__AIM OF THE EXERCISE__:
Going through the material below, please gather all lines with the word "components" in them.

— start MATERIAL SUPPLIED —

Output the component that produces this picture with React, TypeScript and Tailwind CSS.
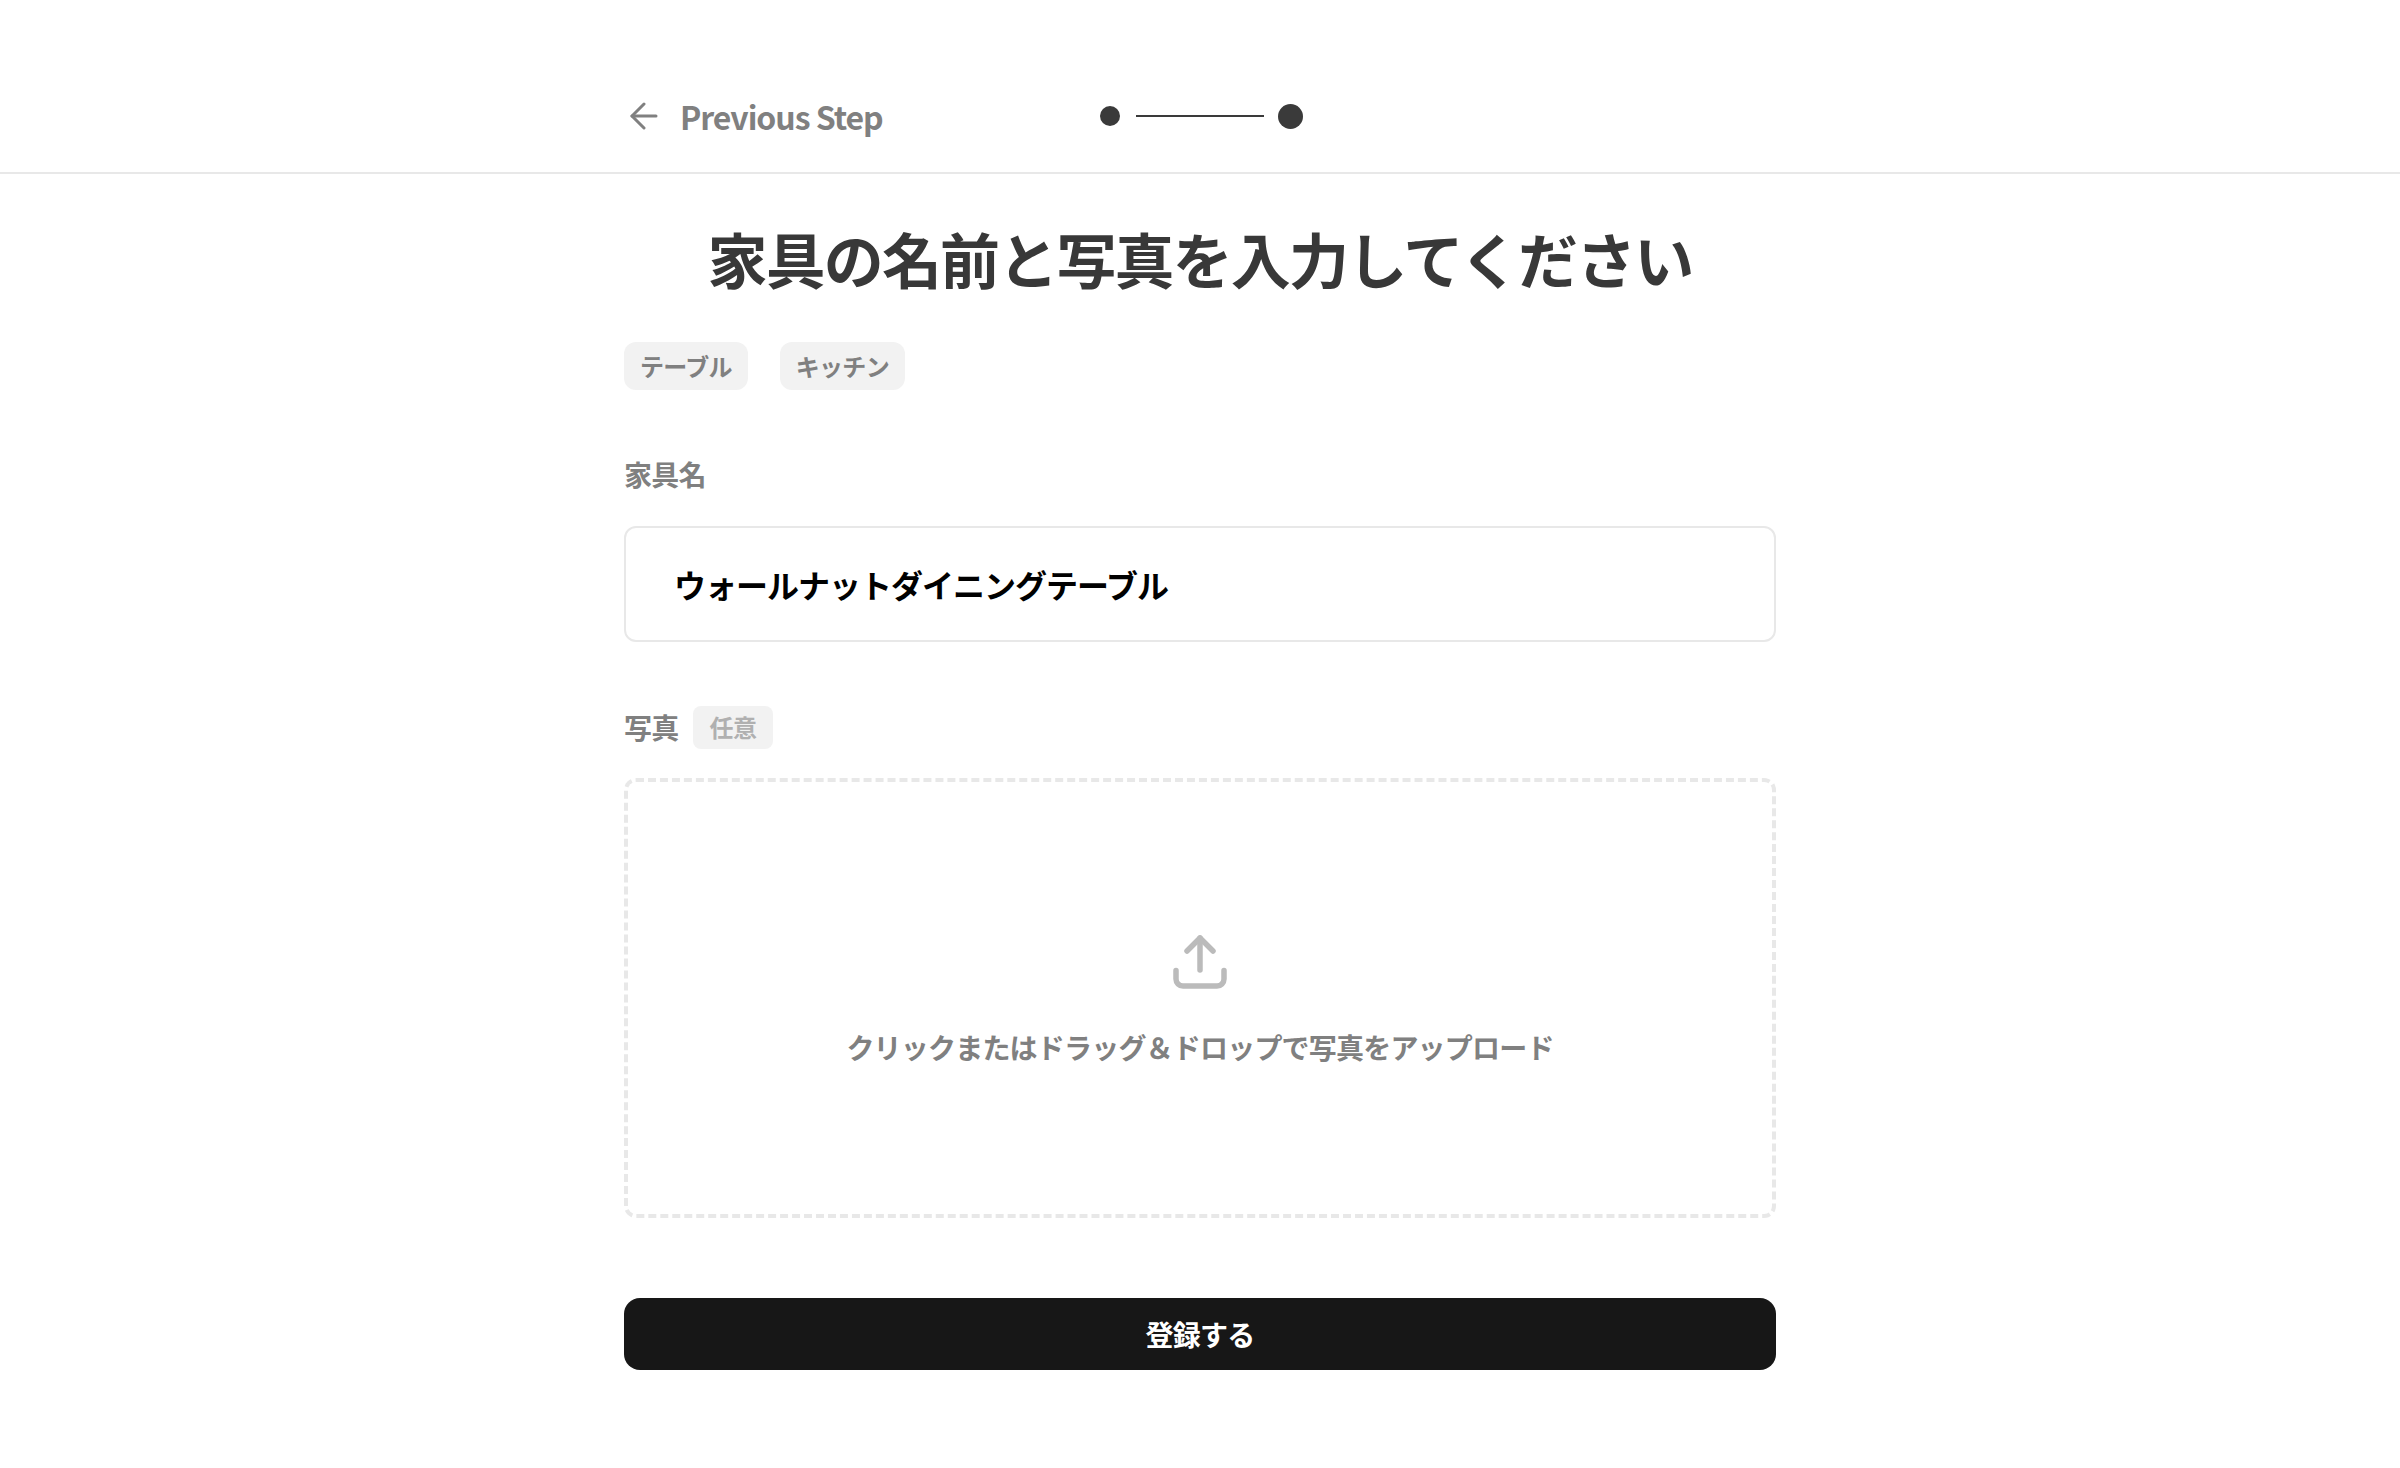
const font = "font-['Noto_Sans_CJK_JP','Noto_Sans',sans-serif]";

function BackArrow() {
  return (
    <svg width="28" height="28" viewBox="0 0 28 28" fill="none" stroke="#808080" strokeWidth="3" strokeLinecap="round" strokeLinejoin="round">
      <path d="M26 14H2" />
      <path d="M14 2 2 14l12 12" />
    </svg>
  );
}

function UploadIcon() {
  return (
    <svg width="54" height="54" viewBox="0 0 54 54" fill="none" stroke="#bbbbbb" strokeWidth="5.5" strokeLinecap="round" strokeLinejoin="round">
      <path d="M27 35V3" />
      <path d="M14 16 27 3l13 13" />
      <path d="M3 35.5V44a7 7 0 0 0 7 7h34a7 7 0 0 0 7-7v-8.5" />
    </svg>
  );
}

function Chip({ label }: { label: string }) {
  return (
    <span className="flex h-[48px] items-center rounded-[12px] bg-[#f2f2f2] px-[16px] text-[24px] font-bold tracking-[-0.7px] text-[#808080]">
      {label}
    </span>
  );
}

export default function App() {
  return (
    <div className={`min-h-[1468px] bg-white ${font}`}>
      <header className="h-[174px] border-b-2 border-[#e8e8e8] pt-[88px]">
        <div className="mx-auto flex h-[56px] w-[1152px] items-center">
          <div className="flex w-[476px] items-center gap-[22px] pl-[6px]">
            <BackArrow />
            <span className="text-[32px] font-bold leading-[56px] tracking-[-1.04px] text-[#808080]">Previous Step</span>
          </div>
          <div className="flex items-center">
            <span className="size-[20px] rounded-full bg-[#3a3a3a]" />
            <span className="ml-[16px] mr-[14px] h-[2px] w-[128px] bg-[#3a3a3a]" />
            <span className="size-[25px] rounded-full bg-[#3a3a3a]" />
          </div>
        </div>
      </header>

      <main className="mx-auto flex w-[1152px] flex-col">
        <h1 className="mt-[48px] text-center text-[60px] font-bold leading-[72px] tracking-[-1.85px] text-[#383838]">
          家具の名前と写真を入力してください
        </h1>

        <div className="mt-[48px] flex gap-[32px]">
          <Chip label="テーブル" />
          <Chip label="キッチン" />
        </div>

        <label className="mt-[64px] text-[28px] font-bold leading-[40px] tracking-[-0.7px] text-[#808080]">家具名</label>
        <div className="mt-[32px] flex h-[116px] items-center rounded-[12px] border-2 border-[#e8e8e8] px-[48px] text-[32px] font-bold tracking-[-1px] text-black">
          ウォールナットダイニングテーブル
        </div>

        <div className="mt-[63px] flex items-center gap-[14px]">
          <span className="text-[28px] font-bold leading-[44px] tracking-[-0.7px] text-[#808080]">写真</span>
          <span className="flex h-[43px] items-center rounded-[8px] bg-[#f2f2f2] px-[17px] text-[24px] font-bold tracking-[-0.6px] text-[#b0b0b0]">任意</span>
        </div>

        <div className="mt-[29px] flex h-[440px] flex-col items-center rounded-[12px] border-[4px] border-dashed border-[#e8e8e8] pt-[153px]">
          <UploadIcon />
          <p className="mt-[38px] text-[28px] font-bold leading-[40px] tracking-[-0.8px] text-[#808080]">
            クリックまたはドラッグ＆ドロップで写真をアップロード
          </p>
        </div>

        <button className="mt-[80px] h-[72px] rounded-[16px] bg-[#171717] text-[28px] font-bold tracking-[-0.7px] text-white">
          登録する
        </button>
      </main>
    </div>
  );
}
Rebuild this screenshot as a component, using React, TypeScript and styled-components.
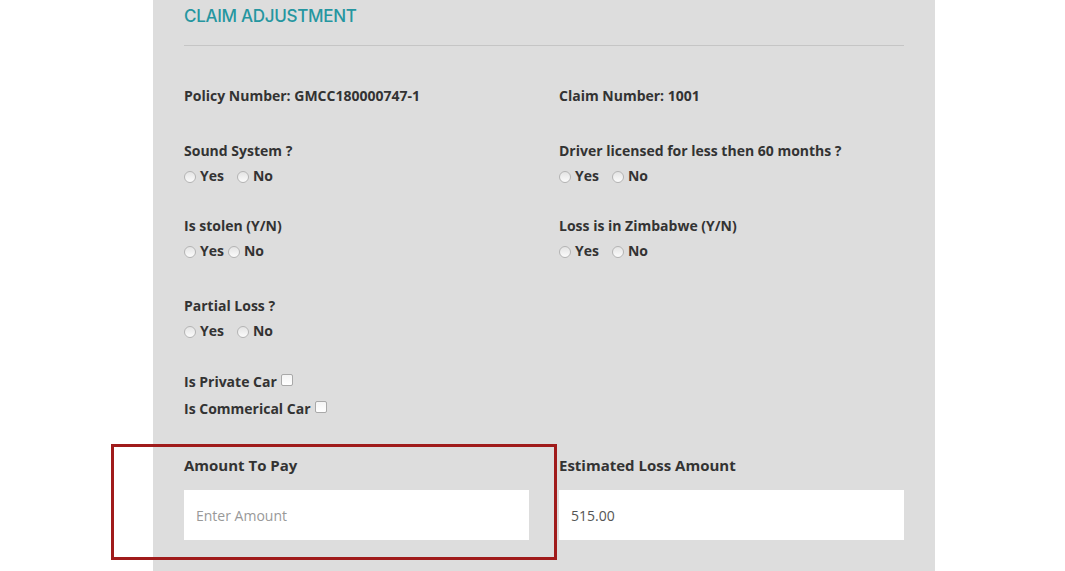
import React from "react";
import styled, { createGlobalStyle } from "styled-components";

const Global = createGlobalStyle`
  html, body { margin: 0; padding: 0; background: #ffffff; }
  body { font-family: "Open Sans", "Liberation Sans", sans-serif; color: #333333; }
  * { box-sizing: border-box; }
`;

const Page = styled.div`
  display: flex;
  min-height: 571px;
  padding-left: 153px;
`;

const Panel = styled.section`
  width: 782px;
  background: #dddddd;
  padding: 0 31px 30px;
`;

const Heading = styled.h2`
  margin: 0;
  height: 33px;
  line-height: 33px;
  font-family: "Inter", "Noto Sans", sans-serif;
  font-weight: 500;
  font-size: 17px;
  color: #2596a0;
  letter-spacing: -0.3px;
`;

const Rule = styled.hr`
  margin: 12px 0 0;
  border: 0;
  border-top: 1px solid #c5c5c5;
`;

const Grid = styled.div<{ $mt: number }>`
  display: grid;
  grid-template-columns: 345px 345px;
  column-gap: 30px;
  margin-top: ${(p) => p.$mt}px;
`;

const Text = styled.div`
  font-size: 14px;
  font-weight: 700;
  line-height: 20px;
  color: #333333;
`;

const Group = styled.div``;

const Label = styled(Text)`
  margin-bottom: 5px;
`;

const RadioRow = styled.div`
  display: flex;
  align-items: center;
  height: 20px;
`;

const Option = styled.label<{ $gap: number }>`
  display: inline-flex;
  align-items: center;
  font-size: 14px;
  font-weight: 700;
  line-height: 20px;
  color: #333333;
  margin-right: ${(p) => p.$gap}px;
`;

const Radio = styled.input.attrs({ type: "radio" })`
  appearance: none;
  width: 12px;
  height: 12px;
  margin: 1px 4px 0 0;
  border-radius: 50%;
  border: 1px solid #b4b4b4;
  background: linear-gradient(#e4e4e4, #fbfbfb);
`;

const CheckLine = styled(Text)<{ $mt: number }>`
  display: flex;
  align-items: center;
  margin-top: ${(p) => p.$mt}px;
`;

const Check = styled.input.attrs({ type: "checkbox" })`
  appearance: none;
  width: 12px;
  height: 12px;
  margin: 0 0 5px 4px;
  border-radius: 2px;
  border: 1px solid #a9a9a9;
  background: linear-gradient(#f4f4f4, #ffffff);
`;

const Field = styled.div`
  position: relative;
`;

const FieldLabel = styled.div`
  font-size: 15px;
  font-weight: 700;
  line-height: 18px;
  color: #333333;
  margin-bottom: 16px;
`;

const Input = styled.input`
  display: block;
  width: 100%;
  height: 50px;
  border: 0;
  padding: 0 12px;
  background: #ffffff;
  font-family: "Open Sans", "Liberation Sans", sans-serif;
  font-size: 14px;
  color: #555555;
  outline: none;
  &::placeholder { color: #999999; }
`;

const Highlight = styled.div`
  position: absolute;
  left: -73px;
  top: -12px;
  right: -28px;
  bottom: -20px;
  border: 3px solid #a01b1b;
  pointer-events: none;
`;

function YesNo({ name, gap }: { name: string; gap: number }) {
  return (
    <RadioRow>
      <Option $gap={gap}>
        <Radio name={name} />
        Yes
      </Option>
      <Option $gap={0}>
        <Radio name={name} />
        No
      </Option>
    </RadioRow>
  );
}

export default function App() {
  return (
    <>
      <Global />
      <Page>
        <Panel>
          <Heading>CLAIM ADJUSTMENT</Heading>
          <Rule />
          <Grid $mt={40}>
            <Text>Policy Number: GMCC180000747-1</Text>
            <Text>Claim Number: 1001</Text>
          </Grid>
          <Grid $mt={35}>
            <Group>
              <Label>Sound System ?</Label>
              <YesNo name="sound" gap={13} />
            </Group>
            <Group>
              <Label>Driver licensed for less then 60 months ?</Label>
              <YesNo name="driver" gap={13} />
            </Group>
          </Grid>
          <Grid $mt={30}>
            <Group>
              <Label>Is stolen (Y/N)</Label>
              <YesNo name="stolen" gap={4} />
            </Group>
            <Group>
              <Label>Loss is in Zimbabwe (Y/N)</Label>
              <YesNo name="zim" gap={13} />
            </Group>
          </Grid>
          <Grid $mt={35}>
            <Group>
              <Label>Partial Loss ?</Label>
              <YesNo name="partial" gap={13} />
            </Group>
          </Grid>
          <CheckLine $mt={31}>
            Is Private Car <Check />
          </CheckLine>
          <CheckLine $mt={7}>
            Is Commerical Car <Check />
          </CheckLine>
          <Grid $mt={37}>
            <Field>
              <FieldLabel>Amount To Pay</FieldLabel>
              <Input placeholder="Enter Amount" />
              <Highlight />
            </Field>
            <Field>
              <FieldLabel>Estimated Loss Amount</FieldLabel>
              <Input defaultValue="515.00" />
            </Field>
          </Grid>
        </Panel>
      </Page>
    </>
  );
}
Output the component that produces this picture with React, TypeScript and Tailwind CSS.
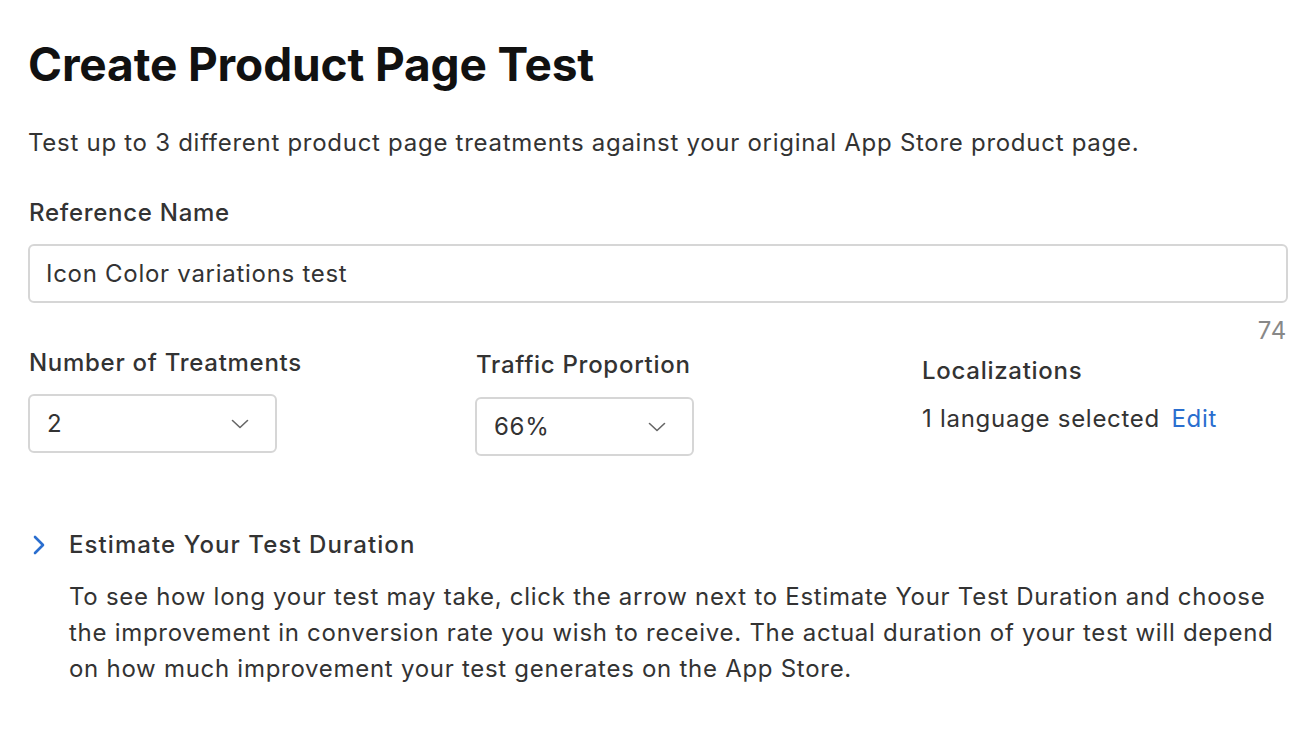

— end MATERIAL SUPPLIED —

__PROBLEM SOLUTION__:
Rebuild this screenshot as a component, using React, TypeScript and styled-components.
import styled, { createGlobalStyle } from "styled-components";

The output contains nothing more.